Aradan çok zaman geçmeden bisiklete binmeyi yaşantısının ayrılmaz bir parçası gibi gören birçok arkadaşla tanıştık. Bu arkadaşlarla beraber bisiklet sürmeye başladık. Önce bir Seferihisar-Tepecik turu yaptık. Asfaltın kenarında ilerlerken korna çalıp el sallayarak selamlayanlar olduğu gibi “ne işin var yolumda” diye kızanlar oldu. Benim için bu davranışlar oldukça değişik bir deneyimdi. Zira Avrupa’da her yerde bisiklet sürücüsünün trafikte olmaya hakkı vardır. Hatta genellikle ayrı bir yolu vardır. Küçük çocuklarla bile her yerde uzun ya da kısa turlar yapılır. Trafik kuralları tüm trafiğe çıkanlar için geçerlidir ve denetlenir. Bu davranışları başlangıçta oldukça yadırgadım doğrusu. Yavaş şehirde yaşayanların yavaş giden bisikletlileri bu denli dışlamalarını anlayamadım. Zamanla bu davranış biçimini değiştirmek için yapılan etkinliklere katıldım. Toplumda farkındalık yaratmak için düzenlenen, Belediye Başkanının da katıldığı Seferihisar-Sığacık turu bunların başlangıcı oldu.

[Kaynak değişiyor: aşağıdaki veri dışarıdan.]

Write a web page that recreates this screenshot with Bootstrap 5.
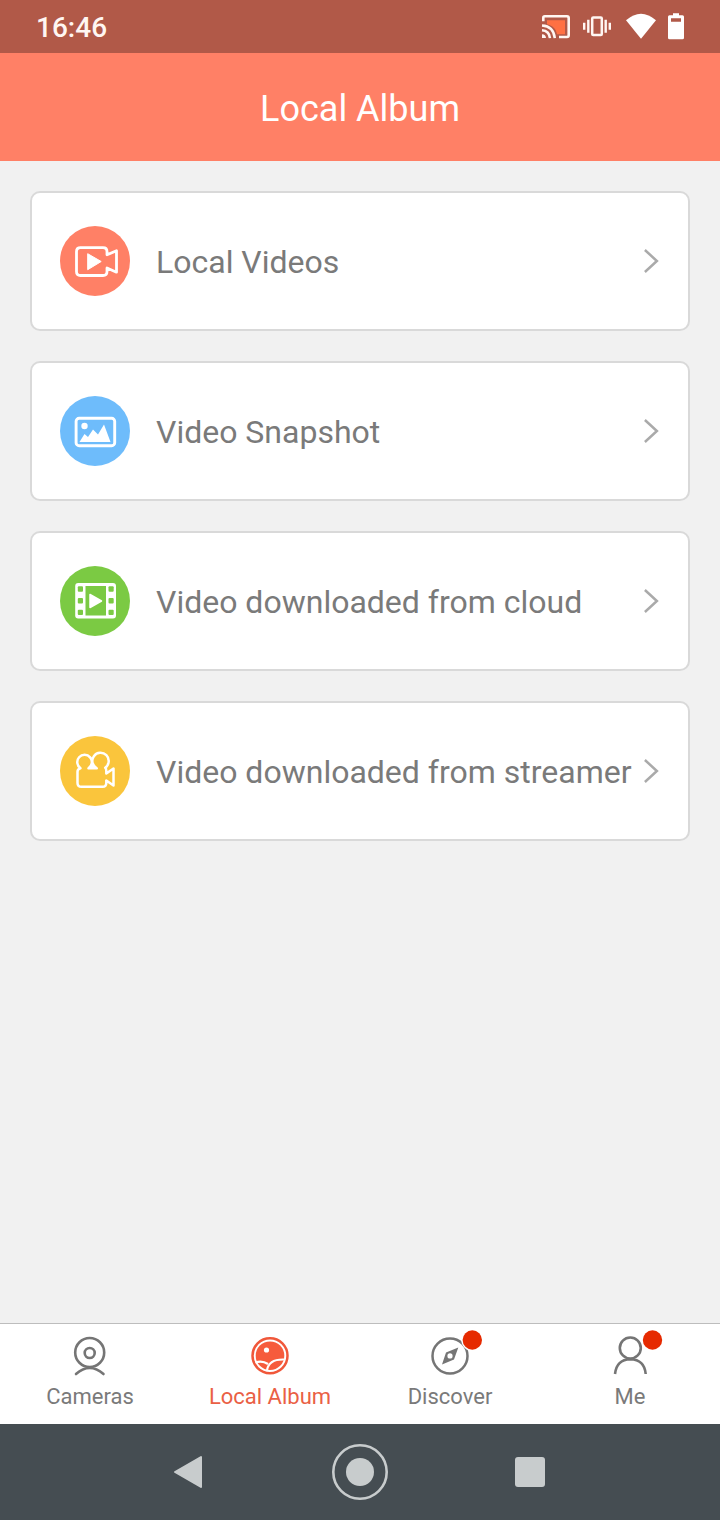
<!DOCTYPE html>
<html lang="en">
<head>
<meta charset="utf-8">
<meta name="viewport" content="width=device-width, initial-scale=1">
<title>Local Album</title>
<link href="https://cdn.jsdelivr.net/npm/bootstrap@5.3.0/dist/css/bootstrap.min.css" rel="stylesheet">
<style>
body{font-family:Roboto,"Liberation Sans",sans-serif;background:#f1f1f1;color:#777;line-height:1}
svg{display:block;flex:none;overflow:visible}
.status-bar{height:53px;background:#b15948;padding-left:36px;padding-right:36px}
.clock{font-size:28px;font-weight:500;color:#fff6f2;padding-top:2px}
.title-bar{height:108px;background:#ff8066;color:#fff}
.title-bar h1{font-size:36px;font-weight:400;padding-top:5px}
.album-list{padding:30px;gap:30px}
.album-card{height:140px;border:2px solid #d9d9d9;border-radius:10px;padding:0 28px;color:#7a7a7a;font-size:32px}
.album-card .label{margin-left:26px;padding-top:2px}
.tab-bar{height:101px;border-top:1px solid #bdbdbd;background:#fff;font-size:22px}
.tab-item{color:#7a7a7a;padding-top:6px}
.tab-item.active{color:#ea6045}
.tab-item span{margin-top:6px}
.system-bar{height:96px;background:#454d52}
</style>
</head>
<body>
<div class="d-flex flex-column vh-100 overflow-hidden">
  <header>
    <div class="status-bar d-flex align-items-center justify-content-between">
      <div class="clock">16:46</div>
      <svg width="144" height="32" viewBox="540 10.700 144 32" fill="none" stroke="#fff6f2">
        <path d="M547 20H565V34H557C556 28 552 25 547 24Z" fill="#ff7043" stroke="none"/>
        <path d="M543.3 21V17.500Q543.300 16 544.800 16H567Q568.700 16 568.700 17.700V35Q568.700 36.700 567 36.700H559" stroke-width="2.600"/>
        <path d="M542 25.200Q553.500 25.800 554.800 37.800M542 30Q549.200 30.500 550 37.800" stroke-width="2.500"/>
        <path d="M542 34Q545.800 34.200 546 37.800H542Z" fill="#fff6f2" stroke="none"/>
        <rect x="592.200" y="17.200" width="9.600" height="17.600" rx="1" stroke-width="2.500"/>
        <path d="M588.300 19.500V32.500M605.700 19.500V32.500M584.200 22.500V29.500M609.800 22.500V29.500" stroke-width="2.400"/>
        <path d="M626 20Q641 7 656 20L641 38.500Z" fill="#fff" stroke="none"/>
        <path fill-rule="evenodd" d="M673 13H679V15H682.500Q684 15 684 16.500V37.500Q684 39 682.500 39H669.500Q668 39 668 37.500V16.500Q668 15 669.500 15H673ZM671 18V21.500H681V18Z" fill="#fff" stroke="none"/>
      </svg>
    </div>
    <div class="title-bar d-flex align-items-center justify-content-center"><h1 class="m-0">Local Album</h1></div>
  </header>

  <main class="album-list d-flex flex-column flex-grow-1">
    <a href="#" class="album-card card flex-row align-items-center text-decoration-none">
      <svg width="70" height="70" viewBox="0 0 70 70"><circle cx="35" cy="35" r="35" fill="#ff8066"/>
        <g fill="none" stroke="#fff" stroke-width="2.800" stroke-linejoin="round"><path d="M20 21.700H43Q47 21.700 47 25.700V28.800L56.500 24.800V46.200L47 42V45.500Q47 49.500 43 49.500H20.500Q16.500 49.500 16.500 45.500V25.700Q16.500 21.700 20.500 21.700Z"/></g>
        <path d="M27.700 27.700L41.200 35.500L27.700 43.700Z" fill="#fff" stroke="#fff" stroke-linejoin="round"/></svg>
      <span class="label">Local Videos</span>
      <svg class="ms-auto" width="18" height="26" viewBox="0.600 0 18 26" fill="none" stroke="#aaa" stroke-width="2.500"><path d="M3.500 2L15.500 13L3.500 24"/></svg>
    </a>
    <a href="#" class="album-card card flex-row align-items-center text-decoration-none">
      <svg width="70" height="70" viewBox="0 0 70 70"><circle cx="35" cy="35" r="35" fill="#6ebcfb"/>
        <rect x="16.100" y="22.300" width="38.600" height="27.400" rx="3" fill="none" stroke="#fff" stroke-width="2.900"/>
        <circle cx="24.500" cy="30" r="3.200" fill="#fff"/><path d="M19.500 46L24.500 38L28 41L33 33.500L38 38.500L44 28.500L50.500 46Z" fill="#fff"/></svg>
      <span class="label">Video Snapshot</span>
      <svg class="ms-auto" width="18" height="26" viewBox="0.600 0 18 26" fill="none" stroke="#aaa" stroke-width="2.500"><path d="M3.500 2L15.500 13L3.500 24"/></svg>
    </a>
    <a href="#" class="album-card card flex-row align-items-center text-decoration-none">
      <svg width="70" height="70" viewBox="0 0 70 70"><circle cx="35" cy="35" r="35" fill="#7bca43"/>
        <rect x="15.200" y="17" width="40.800" height="35.500" rx="3" fill="#fff"/>
        <g fill="#7bca43"><rect x="25.500" y="20" width="20.500" height="29.500"/>
        <rect x="17.800" y="20.300" width="5.200" height="5.400" rx="1"/><rect x="17.800" y="32" width="5.200" height="5.400" rx="1"/><rect x="17.800" y="43.700" width="5.200" height="5.400" rx="1"/>
        <rect x="48.500" y="20.300" width="5.200" height="5.400" rx="1"/><rect x="48.500" y="32" width="5.200" height="5.400" rx="1"/><rect x="48.500" y="43.700" width="5.200" height="5.400" rx="1"/></g>
        <path d="M30 28.500L41.500 35L30 41.500Z" fill="#fff" stroke="#fff" stroke-width="1.500" stroke-linejoin="round"/></svg>
      <span class="label">Video downloaded from cloud</span>
      <svg class="ms-auto" width="18" height="26" viewBox="0.600 0 18 26" fill="none" stroke="#aaa" stroke-width="2.500"><path d="M3.500 2L15.500 13L3.500 24"/></svg>
    </a>
    <a href="#" class="album-card card flex-row align-items-center text-decoration-none">
      <svg width="70" height="70" viewBox="0 0 70 70"><circle cx="35" cy="35" r="35" fill="#fac53c"/>
        <path d="M20.500 32.200A7.300 7.300 0 1 1 28.500 32.300H36.800A8.200 8.200 0 1 1 45.200 31.700Q46.300 32.800 46.300 35V37.500L53.500 32.500V49.500L46.300 44.500V47Q46.300 50.800 42.500 50.800H21.500Q17.500 50.800 17.500 47V35.800Q17.500 33 20.500 32.200Z" fill="none" stroke="#fff" stroke-width="2.500" stroke-linejoin="round"/>
        <path d="M28 33L32.600 26.500L37.500 33Z" fill="#fff"/></svg>
      <span class="label">Video downloaded from streamer</span>
      <svg class="ms-auto" width="18" height="26" viewBox="0.600 0 18 26" fill="none" stroke="#aaa" stroke-width="2.500"><path d="M3.500 2L15.500 13L3.500 24"/></svg>
    </a>
  </main>

  <nav class="tab-bar row g-0 flex-shrink-0">
    <a href="#" class="tab-item col d-flex flex-column align-items-center text-decoration-none">
      <svg width="60" height="50" viewBox="60 1330 60 50" fill="none" stroke="#757575" stroke-width="2.600" stroke-linecap="round"><circle cx="89.700" cy="1352.500" r="14.500"/><circle cx="89.700" cy="1353" r="5"/><path d="M76 1374Q89.700 1362 103.500 1374"/></svg>
      <span>Cameras</span>
    </a>
    <a href="#" class="tab-item active col d-flex flex-column align-items-center text-decoration-none">
      <svg width="60" height="50" viewBox="240 1330 60 50"><circle cx="270" cy="1355.700" r="17.500" fill="none" stroke="#f0573a" stroke-width="2.500"/><circle cx="270" cy="1355.700" r="14.300" fill="#f65b3c"/><circle cx="266.500" cy="1350" r="2.600" fill="#fff"/><path d="M255.500 1362.500Q262 1360 268 1364M267 1370Q269 1359 284 1359.500" fill="none" stroke="#fff" stroke-width="2.200"/></svg>
      <span>Local Album</span>
    </a>
    <a href="#" class="tab-item col d-flex flex-column align-items-center text-decoration-none">
      <svg width="60" height="50" viewBox="420 1330 60 50"><circle cx="450" cy="1356" r="17.500" fill="none" stroke="#757575" stroke-width="2.500"/><path fill-rule="evenodd" d="M458.300 1347.500L454 1359.500L442 1364.500L446 1352.500ZM450 1353.300A2.600 2.600 0 1 0 450 1358.500A2.600 2.600 0 1 0 450 1353.300Z" fill="#757575"/><circle cx="472.300" cy="1340" r="11" fill="#fff"/><circle cx="472.300" cy="1340" r="9.700" fill="#e62a00"/></svg>
      <span>Discover</span>
    </a>
    <a href="#" class="tab-item col d-flex flex-column align-items-center text-decoration-none">
      <svg width="66" height="50" viewBox="597 1330 66 50"><g fill="none" stroke="#757575" stroke-width="2.600"><circle cx="630.300" cy="1348" r="10.500"/><path d="M615 1374Q616.500 1359.500 630.300 1359.200Q644.500 1359.500 645.700 1374"/></g><circle cx="652.500" cy="1340" r="9.700" fill="#e62a00"/></svg>
      <span>Me</span>
    </a>
  </nav>

  <footer class="system-bar d-flex justify-content-center align-items-center flex-shrink-0">
    <svg width="420" height="96" viewBox="150 1424 420 96" fill="#c8cccd"><path d="M175 1472L201 1457V1487Z" stroke="#c8cccd" stroke-width="2" stroke-linejoin="round"/><circle cx="360" cy="1472" r="14"/><circle cx="360" cy="1472" r="26.700" fill="none" stroke="#c8cccd" stroke-width="2.600"/><rect x="515" y="1457" width="30" height="30" rx="3"/></svg>
  </footer>
</div>
<script src="https://cdn.jsdelivr.net/npm/bootstrap@5.3.0/dist/js/bootstrap.bundle.min.js"></script>
</body>
</html>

Daha sonra farkındalığın ötesinde barış, birlik ve beraberlik bağlamında İzmir’de düzenlenen “Süslü Kadınlar Bisiklet Turu”na buradan katıldık.
Kendi aramızda düzenlediğimiz küçük veya büyük hafta sonu turları da artık vazgeçilmezler arasına girmişti.
Bu arada bisiklet sevdalıları ile Antalya Kemer Tekirova Bisiklet festivaline katılmak benim için unutulmaz bir anı oldu. Festivalde yaşadığım birlik ve beraberlik duygusunu unutmayacağım. Güzel ve tekrarı olması gereken bir maceraydı.